Well, you're warned now and here it is:
tool_name="tool"
tool_descr="tool does tool things"
printhelp() {
printf '%s\nSyntax: %s [options]...\n%s\n' "$tool_descr" "$tool_name" "$tool_args"
}
bool() { [ -n "$OPTARG" ] && error "--${OPT} accepts no parameters" 7; }
# cli-parser
#--------------------------------------------------------------
tool_args='
-s, --stuff stuff to do
-o, --other other stuff to do
-V, --verbose Tell what i do
-v, --version Print version of this tool and exit
-h, --help This help text
'
while getopts "vVhbs:o:-:" OPT; do
# support long options: https://stackoverflow.com/a/28466267/519360
if [ "$OPT" = "-" ]; then # long option: reformulate OPT and OPTARG
OPT="${OPTARG%%=*}" # extract long option name
OPTARG="${OPTARG#"$OPT"}" # extract long option argument (may be empty)
OPTARG="${OPTARG#=}" # if long option argument, remove assigning `=`
fi
case "$OPT" in
s | stuff ) arg_stuff="$OPTARG"
;; o | other ) arg_other="$OPTARG"
;; V | verbose ) bool; verbose=true
;; v | version ) bool; printversion; exit 0
;; h | help ) printhelp; exit 0
;; ??* ) error "Illegal option --$OPT" 22 # bad long option
;; : ) exit 2 # missing parameter (error reported via getopts)
;; ? ) exit 22 # bad short option (error reported via getopts)
esac
done
[ $OPTIND -eq 1 ] && \
if { [ -e "$1" ] && [ $# -gt 0 ]; } # check for lazy file argument
then lazy_arg="$1"
else printhelp && exit 0
fi
shift $((OPTIND-1)) # remove parsed options and args from $@ list
There is also the manual way, I am not saying it's perfect but sometimes it offers better alternative than getopt.

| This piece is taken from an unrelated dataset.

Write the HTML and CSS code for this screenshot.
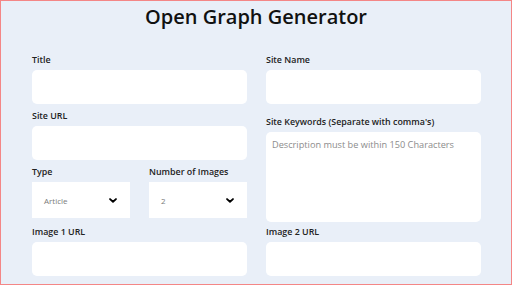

https://gist.github.com/dgoguerra/9206418
The article mentions "GNU getopt" but as far as I know GNU doesn't have a getopt
utility; the version on most Linux OSes comes from util-linux. (Perhaps the author is confusing it with the C function with the same name.)
Note that other getopt
implementations have different features and some are simply broken. For example, BSD getopt
doesn't support long options and comes with this known bug:
Arguments containing whitespace or embedded shell metacharacters generally will not survive intact; this looks easy to fix but isn't.
For cross-platform scripts it's probably best to use the getopts
shell builtin instead, the downside being it only supports fairly basic (POSIX) syntax even on Bash.